Looking at the milestones that are passing us by, marking our progress, and I feel myself growing numb.  It's a comfortable numb.  The kind that smiles and laughs but doesn't always ring true.  The kind that most people don't even notice because they are fooled by the smoke and mirrors.  It's easier....or is it?  I don't even know anymore.  I am lost in my own confusion basking in the familiarity of feeling nothing.  If I felt...if I allowed myself the luxury of processing the loss...how would I breathe? How?  Comforting myself with things that ultimately bring no comfort.  Missing the strength that my past held.  Deluding myself that I am no longer strong enough or maybe the delusion is that I am strong enough?

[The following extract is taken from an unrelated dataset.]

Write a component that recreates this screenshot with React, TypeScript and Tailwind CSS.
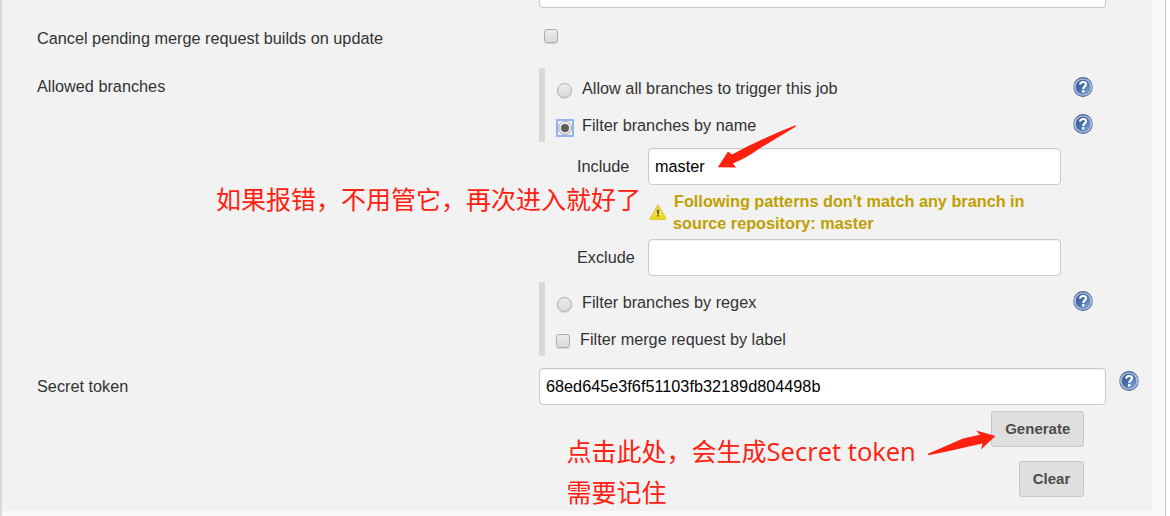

Every milestone we reach in joy is tinged with the sadness of being another milestone away from my momma.  It's not the firsts....it's the seconds and thirds, the forever and evers.  I don't want to change and grow and be different. I want to be the same as before. to hold on to the past in a way that makes it feel like the chasm isn't growing ever wider.  It's not depressed, though it sounds that way, it's not sad.  I don't know.  I guess that's the first step, I don't know.  How do I get to know? I need to go back to what was working.  It's been 2 years on hold....2 years waiting for the other shoe to drop.  A year of dealing with the firsts and then a year waiting to see if the seconds felt any different. Turns out they don't  It all sucks and is okay in one fell swoop.  I don't miss her more now but I also don't miss her less. I miss her differently.  She is still the one I want to call and text and talk to, the one who  want to tell me I'm doing okay. The one I want to make proud and the one who I know would delight in the mundane with me.

I guess the quest starts here, what it is I'm not sure yet. I just need to put one foot in front of the other and find the path that I long for and was successfully navigating before numb became normal.